■ **RECORDED DATA**
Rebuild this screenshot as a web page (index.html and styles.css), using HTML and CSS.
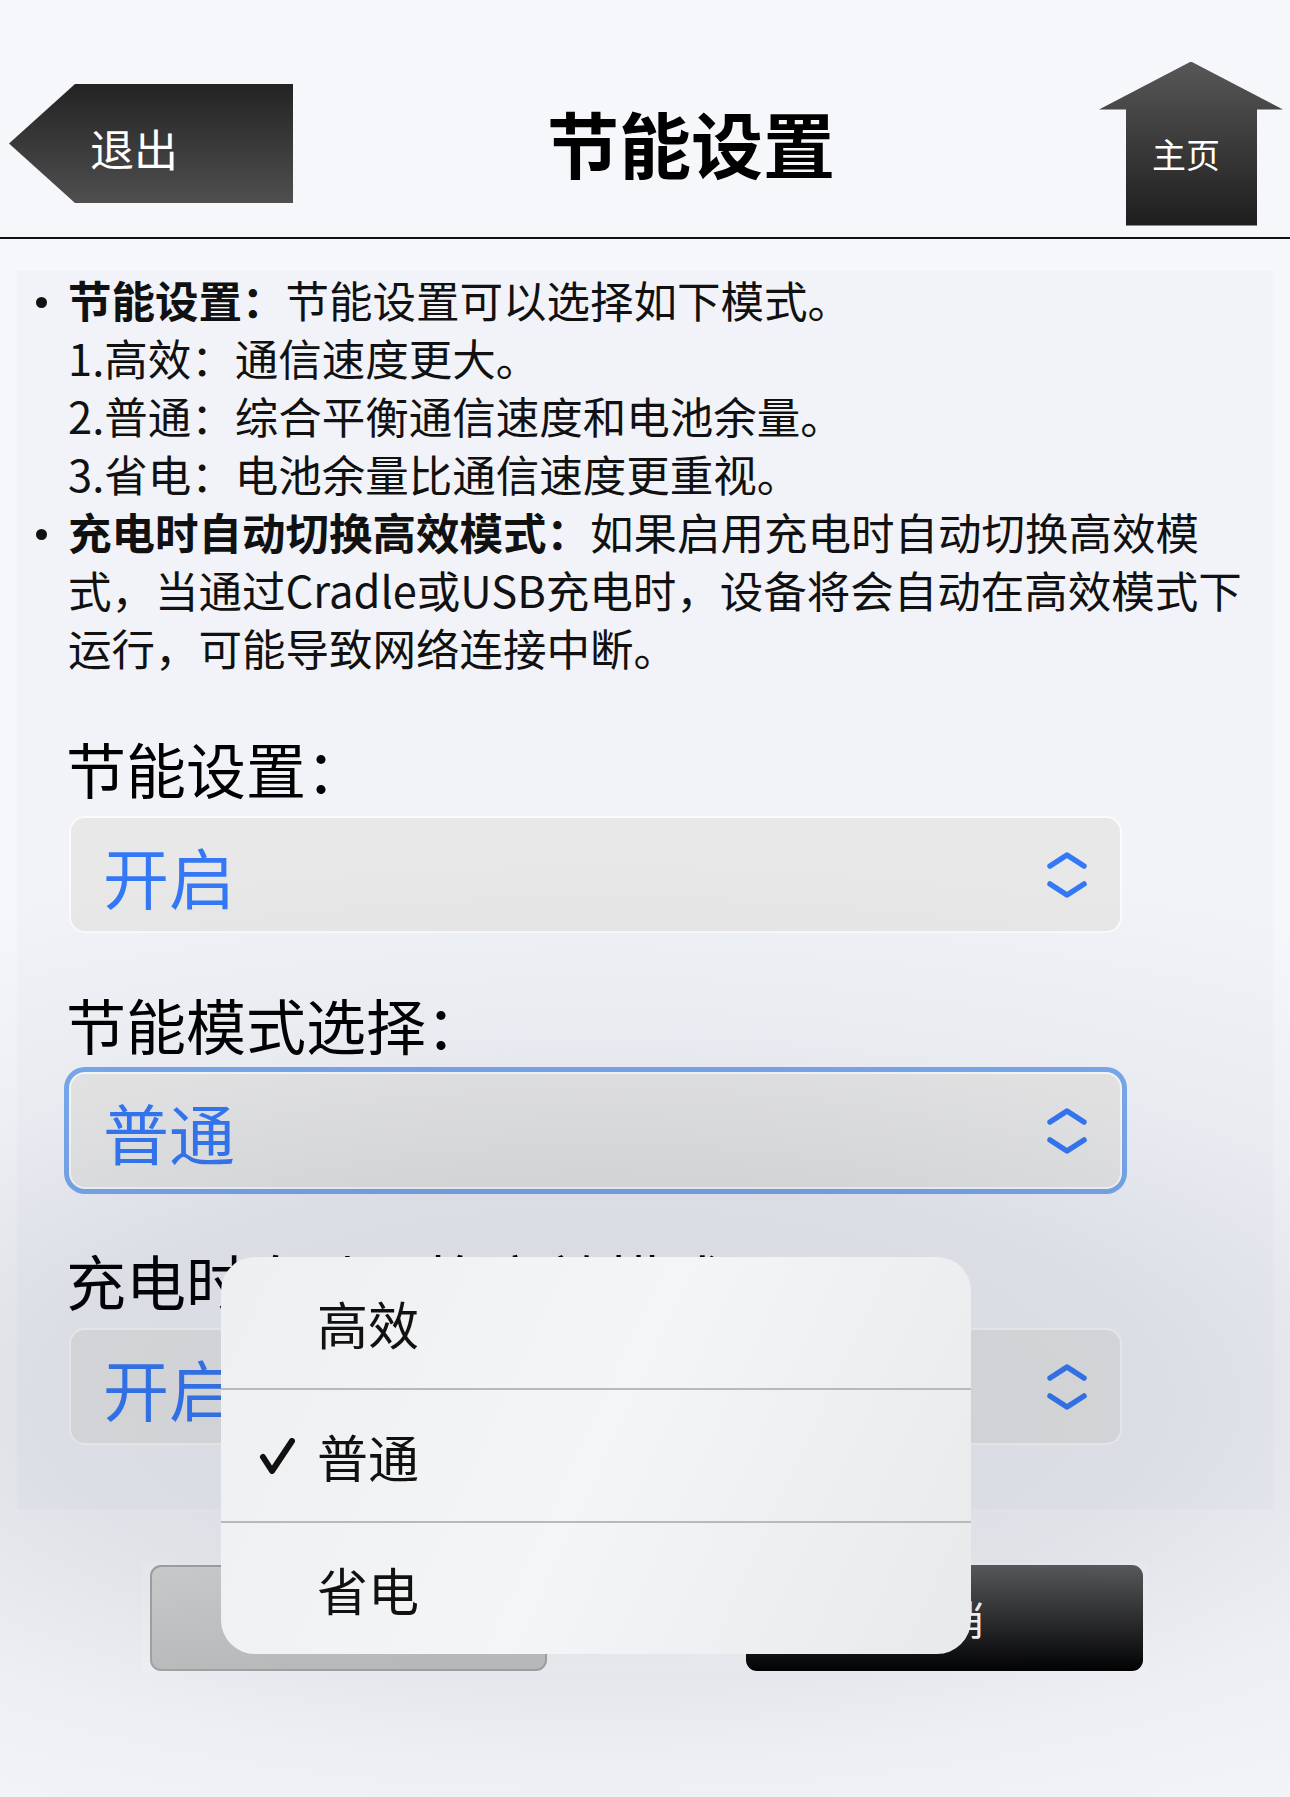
FILE: index.html
```html
<!DOCTYPE html>
<html lang="zh-CN">
<head>
<meta charset="utf-8">
<title>节能设置</title>
<link rel="stylesheet" href="styles.css">
</head>
<body>
<div class="page">
  <header class="topbar">
    <a class="btn-back">退出</a>
    <h1 class="title">节能设置</h1>
    <a class="btn-home">主页</a>
  </header>

  <main class="panel">
    <ul class="help">
      <li>
        <span class="dot"></span>
        <p><b>节能设置：</b>节能设置可以选择如下模式。<br>1.高效：通信速度更大。<br>2.普通：综合平衡通信速度和电池余量。<br>3.省电：电池余量比通信速度更重视。</p>
      </li>
      <li>
        <span class="dot"></span>
        <p><b>充电时自动切换高效模式：</b>如果启用充电时自动切换高效模式，当通过Cradle或USB充电时，设备将会自动在高效模式下运行，可能导致网络连接中断。</p>
      </li>
    </ul>

    <div class="field">
      <div class="label">节能设置：</div>
      <div class="select">
        <span class="value">开启</span>
        <svg class="chev" viewBox="0 0 40 46" width="40" height="46"><path d="M3 14 L20 3 L37 14 M3 32 L20 43 L37 32"/></svg>
      </div>
    </div>

    <div class="field">
      <div class="label">节能模式选择：</div>
      <div class="select focused">
        <span class="value">普通</span>
        <svg class="chev" viewBox="0 0 40 46" width="40" height="46"><path d="M3 14 L20 3 L37 14 M3 32 L20 43 L37 32"/></svg>
      </div>
    </div>

    <div class="field">
      <div class="label">充电时自动切换高效模式：</div>
      <div class="select">
        <span class="value">开启</span>
        <svg class="chev" viewBox="0 0 40 46" width="40" height="46"><path d="M3 14 L20 3 L37 14 M3 32 L20 43 L37 32"/></svg>
      </div>
    </div>
  </main>

  <div class="actions">
    <a class="btn btn-apply">应用</a>
    <a class="btn btn-cancel">取消</a>
  </div>

  <!-- dimming behind the open picker -->
  <div class="scrim"></div>

  <ul class="menu">
    <li class="item"><span class="check"></span><span>高效</span></li>
    <li class="item"><span class="check"><svg viewBox="0 0 36 36" width="36" height="36"><path d="M4 19 L13 33 L33 3"/></svg></span><span>普通</span></li>
    <li class="item"><span class="check"></span><span>省电</span></li>
  </ul>
</div>
</body>
</html>
```

FILE: styles.css
```css
html, body {
  margin: 0;
  padding: 0;
}

body {
  background: #f6f7fb;
  font-family: "Noto Sans CJK SC", "Noto Sans", sans-serif;
  color: #111;
}

.page {
  position: relative;
  width: 1290px;
  min-height: 1797px;
  overflow: hidden;
}

/* ---------- top bar ---------- */
.topbar {
  height: 187px;
  padding: 50px 7px 0 9px;
  border-bottom: 2px solid #111;
  display: flex;
  align-items: center;
}

.btn-back {
  flex: none;
  width: 284px;
  height: 119px;
  box-sizing: border-box;
  padding: 8px 0 0 81px;
  display: flex;
  align-items: center;
  color: #fff;
  font-size: 44px;
  background: linear-gradient(#232323, #4f4f4f);
  clip-path: polygon(0 50%, 66px 0, 100% 0, 100% 100%, 66px 100%);
}

.title {
  flex: 1;
  margin: -4px 0 0;
  text-align: center;
  font-size: 72px;
  font-weight: 700;
  line-height: 1;
  color: #000;
  padding-right: 10px;
}

.btn-home {
  flex: none;
  width: 184px;
  height: 164px;
  box-sizing: border-box;
  padding: 72px 10px 0 0;
  text-align: center;
  line-height: 40px;
  color: #fff;
  font-size: 34px;
  background: linear-gradient(#575757, #1e1e1e);
  clip-path: polygon(50% 0, 100% 48px, 158px 48px, 158px 100%, 27px 100%, 27px 48px, 0 48px);
}

/* ---------- content panel ---------- */
.panel {
  margin: 32px 17px 0;
  background: #f1f3f8;
  padding: 0 0 64px 0;
}

.help {
  list-style: none;
  margin: 0;
  padding: 0;
  font-size: 43.5px;
  line-height: 58px;
}

.help li {
  display: flex;
  align-items: flex-start;
}

.dot {
  flex: none;
  width: 11px;
  height: 11px;
  border-radius: 50%;
  background: #111;
  margin: 26px 21px 0 19px;
}

.help p {
  margin: 0 -5px 0 0;
  flex: 1;
}

.help b {
  font-weight: 700;
}

.field {
  margin-top: 56px;
  padding-left: 52px;
}

.label {
  font-size: 60px;
  line-height: 70px;
  margin: 0 0 13px -3px;
  color: #000;
}

.select {
  width: 1053px;
  height: 117px;
  box-sizing: border-box;
  border: 2px solid #fbfbfc;
  border-radius: 16px;
  background: #e8e8e8;
  display: flex;
  align-items: center;
  justify-content: space-between;
  padding: 0 33px 0 32px;
}

.select.focused {
  box-shadow: 0 0 0 5px #79a9ee;
}

.value {
  font-size: 66px;
  line-height: 1;
  color: #3478f6;
}

.chev path {
  fill: none;
  stroke: #3478f6;
  stroke-width: 5.5;
  stroke-linecap: round;
  stroke-linejoin: round;
}

/* ---------- buttons ---------- */
.actions {
  width: 1006px;
  margin: 53px auto 0;
  box-sizing: border-box;
  padding: 3px 5px 1px 8px;
  display: flex;
  justify-content: space-between;
  background: rgba(255, 255, 255, 0.3);
}

.btn {
  width: 397px;
  height: 106px;
  box-sizing: border-box;
  display: flex;
  align-items: center;
  justify-content: center;
  font-size: 40px;
  border-radius: 11px;
}

.btn-apply {
  color: #000;
  border: 2px solid #a8a8a8;
  background: linear-gradient(#d9d9d9, #c3c4c3);
}

.btn-cancel {
  color: #fff;
  background: linear-gradient(#5d5d5d, #000);
}

/* ---------- picker ---------- */
.scrim {
  position: absolute;
  inset: 0;
  z-index: 5;
  pointer-events: none;
  background: radial-gradient(ellipse 1400px 560px at 600px 1400px,
    rgba(25, 35, 60, 0.13) 0%,
    rgba(25, 35, 60, 0.10) 40%,
    rgba(25, 35, 60, 0.04) 65%,
    rgba(25, 35, 60, 0) 100%);
}

.menu {
  position: absolute;
  left: 221px;
  top: 1257px;
  width: 750px;
  margin: 0;
  padding: 0;
  list-style: none;
  border-radius: 34px;
  background: linear-gradient(115deg, #eeeff1 0%, #f4f5f6 50%, #e8e9eb 100%);
  overflow: hidden;
  z-index: 10;
}

.item {
  height: 131px;
  display: flex;
  align-items: center;
  font-size: 51px;
  color: #111;
}

.item + .item {
  border-top: 2px solid #b9b9bc;
}

.check {
  width: 36px;
  height: 36px;
  margin: 0 22px 0 38px;
  flex: none;
  display: flex;
}

.check svg {
  display: block;
}

.check path {
  fill: none;
  stroke: #111;
  stroke-width: 6;
  stroke-linecap: round;
  stroke-linejoin: round;
}
```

■ **TO DO**
Omit pictures; set down the rest of the material word for word.

■ **ANSWER FOR THE TASK**
Rebuild this screenshot as a web page (index.html and styles.css), using HTML and CSS.
FILE: index.html
```html
<!DOCTYPE html>
<html lang="zh-CN">
<head>
<meta charset="utf-8">
<title>节能设置</title>
<link rel="stylesheet" href="styles.css">
</head>
<body>
<div class="page">
  <header class="topbar">
    <a class="btn-back">退出</a>
    <h1 class="title">节能设置</h1>
    <a class="btn-home">主页</a>
  </header>

  <main class="panel">
    <ul class="help">
      <li>
        <span class="dot"></span>
        <p><b>节能设置：</b>节能设置可以选择如下模式。<br>1.高效：通信速度更大。<br>2.普通：综合平衡通信速度和电池余量。<br>3.省电：电池余量比通信速度更重视。</p>
      </li>
      <li>
        <span class="dot"></span>
        <p><b>充电时自动切换高效模式：</b>如果启用充电时自动切换高效模式，当通过Cradle或USB充电时，设备将会自动在高效模式下运行，可能导致网络连接中断。</p>
      </li>
    </ul>

    <div class="field">
      <div class="label">节能设置：</div>
      <div class="select">
        <span class="value">开启</span>
        <svg class="chev" viewBox="0 0 40 46" width="40" height="46"><path d="M3 14 L20 3 L37 14 M3 32 L20 43 L37 32"/></svg>
      </div>
    </div>

    <div class="field">
      <div class="label">节能模式选择：</div>
      <div class="select focused">
        <span class="value">普通</span>
        <svg class="chev" viewBox="0 0 40 46" width="40" height="46"><path d="M3 14 L20 3 L37 14 M3 32 L20 43 L37 32"/></svg>
      </div>
    </div>

    <div class="field">
      <div class="label">充电时自动切换高效模式：</div>
      <div class="select">
        <span class="value">开启</span>
        <svg class="chev" viewBox="0 0 40 46" width="40" height="46"><path d="M3 14 L20 3 L37 14 M3 32 L20 43 L37 32"/></svg>
      </div>
    </div>
  </main>

  <div class="actions">
    <a class="btn btn-apply">应用</a>
    <a class="btn btn-cancel">取消</a>
  </div>

  <!-- dimming behind the open picker -->
  <div class="scrim"></div>

  <ul class="menu">
    <li class="item"><span class="check"></span><span>高效</span></li>
    <li class="item"><span class="check"><svg viewBox="0 0 36 36" width="36" height="36"><path d="M4 19 L13 33 L33 3"/></svg></span><span>普通</span></li>
    <li class="item"><span class="check"></span><span>省电</span></li>
  </ul>
</div>
</body>
</html>
```

FILE: styles.css
```css
html, body {
  margin: 0;
  padding: 0;
}

body {
  background: #f6f7fb;
  font-family: "Noto Sans CJK SC", "Noto Sans", sans-serif;
  color: #111;
}

.page {
  position: relative;
  width: 1290px;
  min-height: 1797px;
  overflow: hidden;
}

/* ---------- top bar ---------- */
.topbar {
  height: 187px;
  padding: 50px 7px 0 9px;
  border-bottom: 2px solid #111;
  display: flex;
  align-items: center;
}

.btn-back {
  flex: none;
  width: 284px;
  height: 119px;
  box-sizing: border-box;
  padding: 8px 0 0 81px;
  display: flex;
  align-items: center;
  color: #fff;
  font-size: 44px;
  background: linear-gradient(#232323, #4f4f4f);
  clip-path: polygon(0 50%, 66px 0, 100% 0, 100% 100%, 66px 100%);
}

.title {
  flex: 1;
  margin: -4px 0 0;
  text-align: center;
  font-size: 72px;
  font-weight: 700;
  line-height: 1;
  color: #000;
  padding-right: 10px;
}

.btn-home {
  flex: none;
  width: 184px;
  height: 164px;
  box-sizing: border-box;
  padding: 72px 10px 0 0;
  text-align: center;
  line-height: 40px;
  color: #fff;
  font-size: 34px;
  background: linear-gradient(#575757, #1e1e1e);
  clip-path: polygon(50% 0, 100% 48px, 158px 48px, 158px 100%, 27px 100%, 27px 48px, 0 48px);
}

/* ---------- content panel ---------- */
.panel {
  margin: 32px 17px 0;
  background: #f1f3f8;
  padding: 0 0 64px 0;
}

.help {
  list-style: none;
  margin: 0;
  padding: 0;
  font-size: 43.5px;
  line-height: 58px;
}

.help li {
  display: flex;
  align-items: flex-start;
}

.dot {
  flex: none;
  width: 11px;
  height: 11px;
  border-radius: 50%;
  background: #111;
  margin: 26px 21px 0 19px;
}

.help p {
  margin: 0 -5px 0 0;
  flex: 1;
}

.help b {
  font-weight: 700;
}

.field {
  margin-top: 56px;
  padding-left: 52px;
}

.label {
  font-size: 60px;
  line-height: 70px;
  margin: 0 0 13px -3px;
  color: #000;
}

.select {
  width: 1053px;
  height: 117px;
  box-sizing: border-box;
  border: 2px solid #fbfbfc;
  border-radius: 16px;
  background: #e8e8e8;
  display: flex;
  align-items: center;
  justify-content: space-between;
  padding: 0 33px 0 32px;
}

.select.focused {
  box-shadow: 0 0 0 5px #79a9ee;
}

.value {
  font-size: 66px;
  line-height: 1;
  color: #3478f6;
}

.chev path {
  fill: none;
  stroke: #3478f6;
  stroke-width: 5.5;
  stroke-linecap: round;
  stroke-linejoin: round;
}

/* ---------- buttons ---------- */
.actions {
  width: 1006px;
  margin: 53px auto 0;
  box-sizing: border-box;
  padding: 3px 5px 1px 8px;
  display: flex;
  justify-content: space-between;
  background: rgba(255, 255, 255, 0.3);
}

.btn {
  width: 397px;
  height: 106px;
  box-sizing: border-box;
  display: flex;
  align-items: center;
  justify-content: center;
  font-size: 40px;
  border-radius: 11px;
}

.btn-apply {
  color: #000;
  border: 2px solid #a8a8a8;
  background: linear-gradient(#d9d9d9, #c3c4c3);
}

.btn-cancel {
  color: #fff;
  background: linear-gradient(#5d5d5d, #000);
}

/* ---------- picker ---------- */
.scrim {
  position: absolute;
  inset: 0;
  z-index: 5;
  pointer-events: none;
  background: radial-gradient(ellipse 1400px 560px at 600px 1400px,
    rgba(25, 35, 60, 0.13) 0%,
    rgba(25, 35, 60, 0.10) 40%,
    rgba(25, 35, 60, 0.04) 65%,
    rgba(25, 35, 60, 0) 100%);
}

.menu {
  position: absolute;
  left: 221px;
  top: 1257px;
  width: 750px;
  margin: 0;
  padding: 0;
  list-style: none;
  border-radius: 34px;
  background: linear-gradient(115deg, #eeeff1 0%, #f4f5f6 50%, #e8e9eb 100%);
  overflow: hidden;
  z-index: 10;
}

.item {
  height: 131px;
  display: flex;
  align-items: center;
  font-size: 51px;
  color: #111;
}

.item + .item {
  border-top: 2px solid #b9b9bc;
}

.check {
  width: 36px;
  height: 36px;
  margin: 0 22px 0 38px;
  flex: none;
  display: flex;
}

.check svg {
  display: block;
}

.check path {
  fill: none;
  stroke: #111;
  stroke-width: 6;
  stroke-linecap: round;
  stroke-linejoin: round;
}
```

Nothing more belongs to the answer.